What am I going to say now? I’m going to ask myself, I’m going to ask questions: that’s a good stop-gap. (Not that I’m in any danger of stopping. Then why all this fuss?) That’s right, questions: I know millions, I must know millions.

Samuel Beckett, The Unnamable

There are so many people asking questions
everywhere.
There is the bloody blindman, and the angry one, and the
disheartened one,
and the wretch, the thorn tree,
the bandit with envy on his back.

Pablo Neruda, Ode to Federic Garcia Lorca (Residence on Earth)

I was questioned several times immediately after my arrest. But they were all formal examinations, as to my identity and so forth. At the first of these, which took place at the police station, nobody seemed to have much interest in the case. However, when I was brought before the examining magistrate a week later, I noticed that he eyed me with distinct curiosity.

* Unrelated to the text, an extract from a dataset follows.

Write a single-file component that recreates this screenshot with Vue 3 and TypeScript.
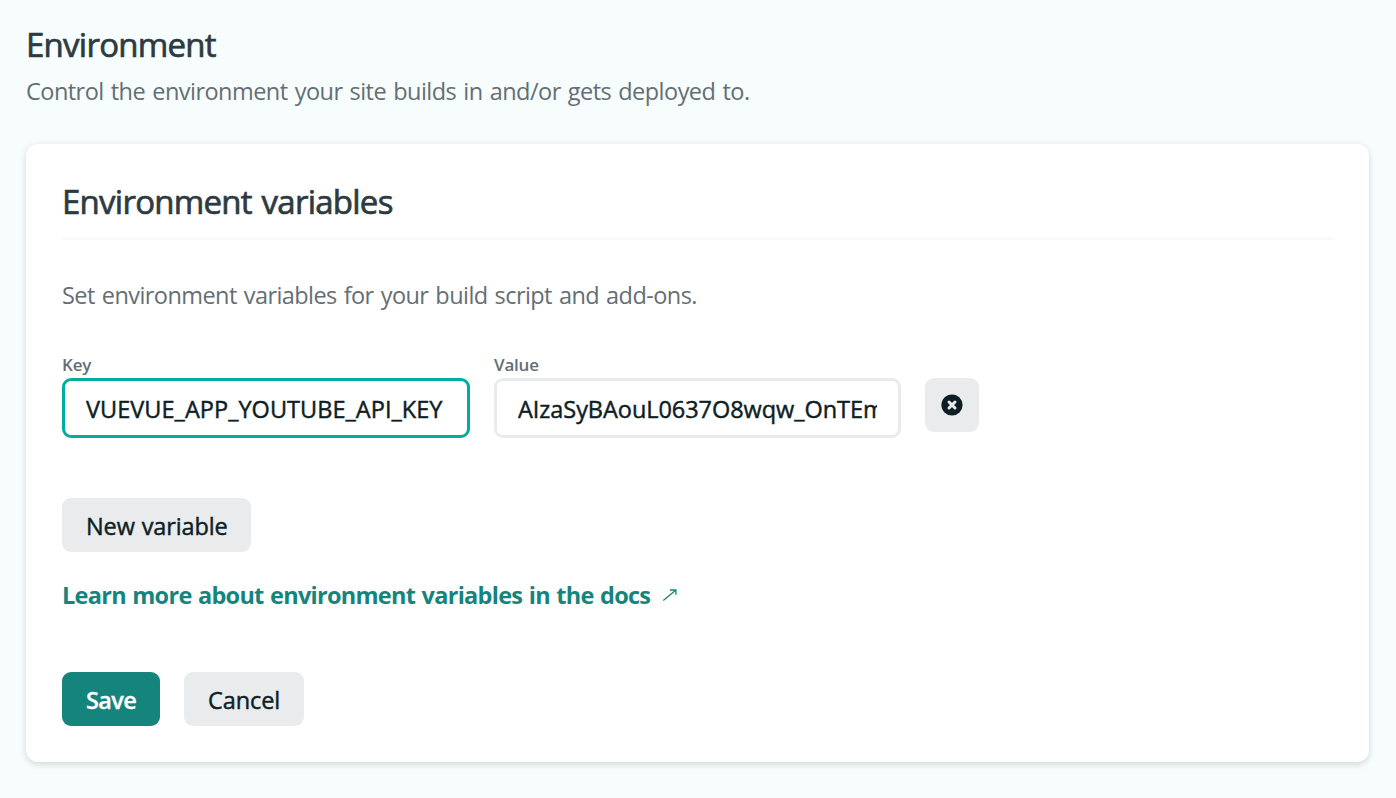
<script setup lang="ts">
import { ref } from 'vue'

const keyName = ref<string>('VUEVUE_APP_YOUTUBE_API_KEY')
const keyValue = ref<string>('AIzaSyBAouL0637O8wqw_OnTEm')
</script>

<template>
  <main class="page">
    <header class="intro">
      <h1 class="title"><span class="t-title">Environment</span></h1>
      <p class="lead"><span class="t-lead">Control the environment your site builds in and/or gets deployed to.</span></p>
    </header>
    <section class="card">
      <h2 class="card-title"><span class="t-card">Environment variables</span></h2>
      <p class="lead card-lead"><span class="t-set">Set environment variables for your build script and add-ons.</span></p>
      <div class="row">
        <div class="field key">
          <span class="label">Key</span>
          <div class="box active"><span class="clip t-key">{{ keyName }}</span></div>
        </div>
        <div class="field value">
          <span class="label">Value</span>
          <div class="box"><span class="clip t-val">{{ keyValue }}</span></div>
        </div>
        <button class="btn remove" type="button" aria-label="Remove">
          <svg width="22" height="22" viewBox="0 0 22 22">
            <circle cx="11" cy="11" r="10.6" fill="#0e1e25" />
            <path d="M8 8l6 6M14 8l-6 6" stroke="#e9ebec" stroke-width="3" stroke-linecap="round" />
          </svg>
        </button>
      </div>
      <button class="btn new" type="button"><span class="t-new">New variable</span></button>
      <a class="docs">
        <span class="t-docs">Learn more about environment variables in the docs</span>
        <svg class="arrow" width="16" height="14" viewBox="0 0 16 14">
          <path d="M1.3 12.6L13.3 2.4M8 2h5.9v4.8" fill="none" stroke="#15847d" stroke-width="1.3" />
        </svg>
      </a>
      <div class="actions">
        <button class="btn save" type="button"><span class="t-save">Save</span></button>
        <button class="btn cancel" type="button"><span class="t-cancel">Cancel</span></button>
      </div>
    </section>
  </main>
</template>

<style>
body {
  background: #f7fdfd;
}
</style>

<style scoped>
.page {
  box-sizing: border-box;
  height: 798px;
  padding: 24px 27px 36px 26px;
  background: #f7fdfd;
  color: #0e1e25;
  font-family: 'Open Sans', 'Noto Sans', sans-serif;
  font-size: 23.5px;
  white-space: nowrap;
  overflow: hidden;
  display: flex;
  flex-direction: column;
}
.intro {
  height: 120px;
}
.title,
.card-title {
  margin: 0;
  font-size: 33px;
  line-height: 44px;
  font-weight: 500;
  color: #2d3b41;
  -webkit-text-stroke: 0.7px currentColor;
}
.title {
  line-height: 42px;
}
.lead {
  margin: 7px 0 0;
  line-height: 36px;
  color: #646e73;
}
.card {
  box-sizing: border-box;
  flex: 1;
  padding: 36px 35px 36px 36px;
  border-radius: 12px;
  background: #fff;
  box-shadow: 0 3px 6px rgba(14, 30, 37, 0.12), 0 0 9px rgba(14, 30, 37, 0.05);
  display: flex;
  flex-direction: column;
  align-items: flex-start;
}
.card-title {
  box-sizing: border-box;
  width: 100%;
  height: 60px;
  border-bottom: 3px solid #f9fafa;
}
.card-lead {
  margin: 37px 0 0;
}
.row {
  display: flex;
  align-items: flex-end;
  gap: 24px;
  margin-top: 41px;
}
.field {
  display: flex;
  flex-direction: column;
}
.key {
  width: 408px;
}
.value {
  width: 407px;
}
.label {
  height: 24px;
  font-size: 17px;
  line-height: 22px;
  font-weight: 600;
  color: #646e73;
  letter-spacing: -0.2px;
}
.box {
  box-sizing: border-box;
  height: 60px;
  padding: 2px 21px 0;
  border: 3px solid #e9ebec;
  border-radius: 9px;
  display: flex;
  align-items: center;
}
.box.active {
  border-color: #00ad9f;
}
.clip {
  width: 100%;
  overflow: hidden;
  line-height: 36px;
  -webkit-text-stroke: 0.45px currentColor;
}
.btn {
  height: 54px;
  padding: 0 24px;
  border: 0;
  border-radius: 9px;
  background: #e9ebec;
  color: #0e1e25;
  font: inherit;
  display: flex;
  align-items: center;
}
.btn span {
  padding-top: 2px;
  -webkit-text-stroke: 0.45px currentColor;
}
.remove {
  width: 54px;
  padding: 0 16px;
  margin-bottom: 6px;
}
.new {
  width: 189px;
  margin-top: 60px;
}
.docs {
  display: flex;
  align-items: center;
  gap: 12px;
  margin-top: 25px;
  line-height: 36px;
  font-weight: 700;
  color: #15847d;
}
.actions {
  display: flex;
  gap: 24px;
  margin-top: 59px;
}
.btn.save {
  width: 98px;
  background: #15847d;
  color: #fff;
  font-weight: 600;
}
.btn.save span {
  -webkit-text-stroke: 0.3px currentColor;
}
.cancel {
  width: 120px;
}
.t-title { letter-spacing: -0.75px; }
.t-card { letter-spacing: -0.75px; word-spacing: 2px; }
.t-lead { letter-spacing: -0.53px; word-spacing: 1.5px; }
.t-set { letter-spacing: -0.57px; word-spacing: 1.5px; }
.t-key { letter-spacing: 0.03px; }
.t-val { letter-spacing: -0.05px; }
.t-new { letter-spacing: -0.12px; word-spacing: 1px; }
.t-docs { letter-spacing: -0.72px; word-spacing: 1px; }
.t-save { letter-spacing: -0.6px; }
.t-cancel { letter-spacing: -0.1px; }
</style>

Albert Camus, The Stranger

Rob Kovitz’s eagerly awaited supercut extravaganza, Frequently Asked Questions, is an epistemological-ontological-metaphysical-montage-appropriation-detective-spy-mystery-thriller-courtroom procedure caper, in which every text selection includes the word question, but much funnier than that sounds (though not any shorter). In two volumes.

“The question at stake,” said Epictetus, “is no common one; it is this:—Are we in our senses, or are we not?”

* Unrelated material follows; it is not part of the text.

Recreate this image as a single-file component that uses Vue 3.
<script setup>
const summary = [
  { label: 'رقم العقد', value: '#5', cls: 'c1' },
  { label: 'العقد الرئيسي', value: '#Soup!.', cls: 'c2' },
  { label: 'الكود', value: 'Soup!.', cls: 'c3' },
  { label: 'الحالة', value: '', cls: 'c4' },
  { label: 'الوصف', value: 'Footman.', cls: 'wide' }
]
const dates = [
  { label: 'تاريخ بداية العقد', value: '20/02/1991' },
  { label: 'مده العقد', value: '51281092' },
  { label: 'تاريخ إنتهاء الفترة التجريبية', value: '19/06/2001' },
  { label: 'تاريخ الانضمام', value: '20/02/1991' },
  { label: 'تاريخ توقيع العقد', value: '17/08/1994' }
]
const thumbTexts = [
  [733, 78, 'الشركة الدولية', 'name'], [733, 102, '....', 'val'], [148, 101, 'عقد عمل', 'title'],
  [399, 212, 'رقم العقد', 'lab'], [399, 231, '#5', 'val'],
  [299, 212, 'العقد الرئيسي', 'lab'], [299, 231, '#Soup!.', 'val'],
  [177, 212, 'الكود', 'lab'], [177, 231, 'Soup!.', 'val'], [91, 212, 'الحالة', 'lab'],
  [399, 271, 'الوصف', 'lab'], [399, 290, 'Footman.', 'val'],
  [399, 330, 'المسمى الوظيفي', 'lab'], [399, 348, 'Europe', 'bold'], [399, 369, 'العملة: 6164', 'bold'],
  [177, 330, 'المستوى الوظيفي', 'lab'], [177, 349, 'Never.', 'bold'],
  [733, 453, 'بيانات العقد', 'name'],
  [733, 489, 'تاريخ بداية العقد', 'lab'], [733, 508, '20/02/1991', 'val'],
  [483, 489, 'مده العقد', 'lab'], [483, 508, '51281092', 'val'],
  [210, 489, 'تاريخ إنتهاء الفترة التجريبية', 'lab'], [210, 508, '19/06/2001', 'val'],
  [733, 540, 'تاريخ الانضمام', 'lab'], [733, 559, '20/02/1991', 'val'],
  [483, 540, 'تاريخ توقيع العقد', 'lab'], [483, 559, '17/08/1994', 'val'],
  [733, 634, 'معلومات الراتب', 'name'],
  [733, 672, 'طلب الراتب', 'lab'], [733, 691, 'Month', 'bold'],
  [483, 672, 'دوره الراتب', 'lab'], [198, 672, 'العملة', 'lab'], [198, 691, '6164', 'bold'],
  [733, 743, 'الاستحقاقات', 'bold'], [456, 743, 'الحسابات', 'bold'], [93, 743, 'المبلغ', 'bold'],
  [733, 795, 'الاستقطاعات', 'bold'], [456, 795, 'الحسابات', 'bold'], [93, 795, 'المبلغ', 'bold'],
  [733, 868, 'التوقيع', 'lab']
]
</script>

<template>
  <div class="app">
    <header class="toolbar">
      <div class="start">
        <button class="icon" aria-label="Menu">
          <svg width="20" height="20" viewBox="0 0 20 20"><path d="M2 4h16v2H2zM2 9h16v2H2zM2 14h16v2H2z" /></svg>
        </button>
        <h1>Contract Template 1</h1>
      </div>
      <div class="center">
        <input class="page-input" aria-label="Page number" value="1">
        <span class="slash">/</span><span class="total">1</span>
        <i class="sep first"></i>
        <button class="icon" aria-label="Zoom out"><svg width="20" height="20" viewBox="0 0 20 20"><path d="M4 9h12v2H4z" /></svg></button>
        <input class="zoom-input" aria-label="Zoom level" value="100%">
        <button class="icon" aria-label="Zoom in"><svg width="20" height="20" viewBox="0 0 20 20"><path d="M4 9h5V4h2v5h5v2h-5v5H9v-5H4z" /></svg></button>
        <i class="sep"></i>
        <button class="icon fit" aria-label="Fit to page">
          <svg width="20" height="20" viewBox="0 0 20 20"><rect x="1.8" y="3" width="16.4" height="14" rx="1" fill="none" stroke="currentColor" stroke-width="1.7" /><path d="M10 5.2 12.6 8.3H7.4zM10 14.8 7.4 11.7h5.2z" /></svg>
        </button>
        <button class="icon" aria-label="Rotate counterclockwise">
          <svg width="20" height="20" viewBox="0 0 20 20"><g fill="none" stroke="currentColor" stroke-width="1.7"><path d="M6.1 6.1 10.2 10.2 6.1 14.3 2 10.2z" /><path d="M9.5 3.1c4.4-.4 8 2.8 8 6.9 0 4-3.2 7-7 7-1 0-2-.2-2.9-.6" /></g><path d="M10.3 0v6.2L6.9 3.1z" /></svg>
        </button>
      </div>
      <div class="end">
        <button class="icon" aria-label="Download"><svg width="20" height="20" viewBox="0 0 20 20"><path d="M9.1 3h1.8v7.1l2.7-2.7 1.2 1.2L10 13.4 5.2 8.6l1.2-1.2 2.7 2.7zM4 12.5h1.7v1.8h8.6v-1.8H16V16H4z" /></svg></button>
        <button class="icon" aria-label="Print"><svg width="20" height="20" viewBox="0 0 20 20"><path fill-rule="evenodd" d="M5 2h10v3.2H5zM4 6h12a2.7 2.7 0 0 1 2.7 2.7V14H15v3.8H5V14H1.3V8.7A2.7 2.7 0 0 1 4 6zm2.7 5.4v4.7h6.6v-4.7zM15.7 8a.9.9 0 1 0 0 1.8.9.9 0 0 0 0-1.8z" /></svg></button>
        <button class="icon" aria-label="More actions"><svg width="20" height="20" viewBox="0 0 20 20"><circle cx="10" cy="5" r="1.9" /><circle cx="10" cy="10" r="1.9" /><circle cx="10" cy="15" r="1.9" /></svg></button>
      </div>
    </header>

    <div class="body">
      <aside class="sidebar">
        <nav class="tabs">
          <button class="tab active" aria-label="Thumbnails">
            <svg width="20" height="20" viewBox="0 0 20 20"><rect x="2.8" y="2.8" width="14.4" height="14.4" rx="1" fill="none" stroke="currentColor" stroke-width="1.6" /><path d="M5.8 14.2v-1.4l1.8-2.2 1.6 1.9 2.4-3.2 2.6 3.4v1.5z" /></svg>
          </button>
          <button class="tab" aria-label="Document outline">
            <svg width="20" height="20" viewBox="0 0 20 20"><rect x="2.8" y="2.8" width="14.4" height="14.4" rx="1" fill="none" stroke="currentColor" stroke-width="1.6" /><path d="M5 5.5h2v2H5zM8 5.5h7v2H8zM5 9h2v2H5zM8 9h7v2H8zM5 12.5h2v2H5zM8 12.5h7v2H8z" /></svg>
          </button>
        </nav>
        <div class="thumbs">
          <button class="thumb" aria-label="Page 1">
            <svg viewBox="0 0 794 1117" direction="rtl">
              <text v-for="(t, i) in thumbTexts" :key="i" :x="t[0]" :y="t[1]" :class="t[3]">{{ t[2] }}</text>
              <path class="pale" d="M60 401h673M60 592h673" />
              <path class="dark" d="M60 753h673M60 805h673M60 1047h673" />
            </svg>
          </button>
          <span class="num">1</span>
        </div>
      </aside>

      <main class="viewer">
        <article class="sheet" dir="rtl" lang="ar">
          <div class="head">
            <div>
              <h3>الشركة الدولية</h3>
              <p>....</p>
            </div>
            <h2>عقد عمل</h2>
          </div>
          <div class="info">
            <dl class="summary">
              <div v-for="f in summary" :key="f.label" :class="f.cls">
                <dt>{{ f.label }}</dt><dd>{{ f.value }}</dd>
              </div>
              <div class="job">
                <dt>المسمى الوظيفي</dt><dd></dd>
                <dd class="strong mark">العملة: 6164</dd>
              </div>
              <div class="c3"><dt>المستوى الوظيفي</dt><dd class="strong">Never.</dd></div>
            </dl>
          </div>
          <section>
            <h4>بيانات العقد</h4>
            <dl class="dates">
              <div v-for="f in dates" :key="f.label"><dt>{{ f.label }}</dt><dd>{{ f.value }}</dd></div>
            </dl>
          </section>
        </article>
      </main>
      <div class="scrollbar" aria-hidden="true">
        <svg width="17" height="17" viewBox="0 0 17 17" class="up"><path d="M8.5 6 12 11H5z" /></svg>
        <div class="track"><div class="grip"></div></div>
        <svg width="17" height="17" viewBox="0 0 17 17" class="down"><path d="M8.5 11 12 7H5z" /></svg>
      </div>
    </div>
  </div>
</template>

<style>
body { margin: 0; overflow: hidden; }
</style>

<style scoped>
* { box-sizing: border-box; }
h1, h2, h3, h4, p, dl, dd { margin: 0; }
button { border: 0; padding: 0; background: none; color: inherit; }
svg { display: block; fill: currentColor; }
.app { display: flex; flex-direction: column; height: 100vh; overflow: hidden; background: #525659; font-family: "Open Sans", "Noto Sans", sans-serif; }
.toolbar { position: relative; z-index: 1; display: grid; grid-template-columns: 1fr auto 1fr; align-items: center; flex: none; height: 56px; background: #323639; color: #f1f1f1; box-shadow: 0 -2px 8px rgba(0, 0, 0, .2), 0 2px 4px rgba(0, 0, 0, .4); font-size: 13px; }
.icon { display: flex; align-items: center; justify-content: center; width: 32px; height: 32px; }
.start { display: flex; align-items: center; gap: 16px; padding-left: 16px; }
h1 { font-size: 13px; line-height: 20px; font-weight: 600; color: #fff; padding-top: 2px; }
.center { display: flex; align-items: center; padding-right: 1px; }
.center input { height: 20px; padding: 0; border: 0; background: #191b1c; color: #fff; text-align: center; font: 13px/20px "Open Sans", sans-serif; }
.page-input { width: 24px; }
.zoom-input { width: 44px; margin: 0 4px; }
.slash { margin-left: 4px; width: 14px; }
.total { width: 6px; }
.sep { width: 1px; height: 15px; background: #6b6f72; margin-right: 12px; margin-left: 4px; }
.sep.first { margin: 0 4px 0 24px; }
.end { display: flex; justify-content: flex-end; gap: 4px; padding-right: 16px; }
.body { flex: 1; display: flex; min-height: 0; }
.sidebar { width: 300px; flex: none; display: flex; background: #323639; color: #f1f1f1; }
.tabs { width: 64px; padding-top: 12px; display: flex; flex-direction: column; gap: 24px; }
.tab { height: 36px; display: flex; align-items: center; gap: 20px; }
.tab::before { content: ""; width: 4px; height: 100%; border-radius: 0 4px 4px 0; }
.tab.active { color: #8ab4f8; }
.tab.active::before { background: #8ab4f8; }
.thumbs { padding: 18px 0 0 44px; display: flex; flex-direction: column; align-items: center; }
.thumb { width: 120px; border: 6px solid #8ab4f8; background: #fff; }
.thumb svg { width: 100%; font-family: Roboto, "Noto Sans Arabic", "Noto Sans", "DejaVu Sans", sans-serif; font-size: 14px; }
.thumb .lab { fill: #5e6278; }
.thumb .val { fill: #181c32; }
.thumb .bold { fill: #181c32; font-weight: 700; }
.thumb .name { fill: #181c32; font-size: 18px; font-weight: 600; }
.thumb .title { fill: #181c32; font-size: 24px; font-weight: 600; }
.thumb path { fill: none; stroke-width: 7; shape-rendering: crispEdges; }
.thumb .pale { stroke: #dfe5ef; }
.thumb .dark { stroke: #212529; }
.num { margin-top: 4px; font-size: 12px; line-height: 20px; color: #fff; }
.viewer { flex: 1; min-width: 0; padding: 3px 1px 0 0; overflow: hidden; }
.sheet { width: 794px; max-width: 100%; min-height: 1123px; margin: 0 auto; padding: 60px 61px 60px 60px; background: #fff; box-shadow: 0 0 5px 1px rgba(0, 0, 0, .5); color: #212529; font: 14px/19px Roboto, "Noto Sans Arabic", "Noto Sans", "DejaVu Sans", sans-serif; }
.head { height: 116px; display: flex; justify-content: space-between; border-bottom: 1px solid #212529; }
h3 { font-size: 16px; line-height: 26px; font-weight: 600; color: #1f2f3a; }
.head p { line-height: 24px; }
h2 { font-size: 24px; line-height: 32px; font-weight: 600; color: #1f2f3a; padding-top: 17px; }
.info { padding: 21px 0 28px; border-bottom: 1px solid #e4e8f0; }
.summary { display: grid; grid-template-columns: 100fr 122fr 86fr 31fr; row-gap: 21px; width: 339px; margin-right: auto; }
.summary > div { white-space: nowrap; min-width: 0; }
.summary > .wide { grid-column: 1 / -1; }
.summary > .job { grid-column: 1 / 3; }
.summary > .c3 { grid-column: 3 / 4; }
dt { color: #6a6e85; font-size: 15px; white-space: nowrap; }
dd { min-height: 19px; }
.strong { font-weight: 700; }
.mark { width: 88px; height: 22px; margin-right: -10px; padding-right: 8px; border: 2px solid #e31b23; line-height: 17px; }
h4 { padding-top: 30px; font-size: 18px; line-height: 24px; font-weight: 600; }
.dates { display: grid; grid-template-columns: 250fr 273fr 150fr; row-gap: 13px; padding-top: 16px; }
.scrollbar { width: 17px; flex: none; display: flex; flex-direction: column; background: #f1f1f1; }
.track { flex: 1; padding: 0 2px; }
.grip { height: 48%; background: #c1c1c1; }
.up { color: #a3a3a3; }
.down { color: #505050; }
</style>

Epictetus, The Golden Sayings of Epictetus

My lords, the judges find a difficulty to give a distinct answer to the question thus proposed by your lordships, either in the affirmative or the negative, inasmuch as we are not aware that there is in the courts below any established practice which we can state to your lordships as distinctly referring to such a question propounded by counsel on cross-examination as is here contained, that is, whether the counsel cross-examining are entitled to ask the witness whether he has made such representation, for it is not in the recollection of any one of us that such a question in those words, namely, whether a witness has made such and such representation, has at any time been asked of a witness; questions however of a similar nature are frequently asked at Nisi Prius, referring rather to contracts and agreements, or to supposed contracts and agreements, than to declarations of the witness; as for instance, a witness is often asked whether there is an agreement for a certain price for a certain article, an agreement for a certain definite time, a warranty, or other matter of that kind, being a matter of contract; and when a question of that kind has been asked at Nisi Prius, the ordinary course has been for the counsel on the other side not to object to the question as a question that could not properly be put, but to interpose on his own behalf another intermediate question, namely, to ask the witness whether the agreement referred to in the question originally proposed by the counsel on the other side, was or was not in writing; and if the witness answers that it was in writing, then the inquiry is stopped, because the writing must be itself produced.

T. C. Hansard, Parliamentary Debates: Official Report of the Session of the Parliament of the United Kingdom of Great Britain and Ireland, June 27–September 7, 1820

The reason why I knew you had not read it is the reason why I call it “my” book. For the last ten or twelve years I have been recommending it. Usually I speak about it at my first meeting with a stranger. It is my opening remark, just as yours is something futile about the weather. If I don’t get it in at the beginning, I squeeze it in at the end. The stranger has got to have it some time. Should I ever find myself in the dock, and one never knows, my answer to the question whether I had anything to say would be, “Well, my lord, if I might just recommend a book to the jury before leaving.”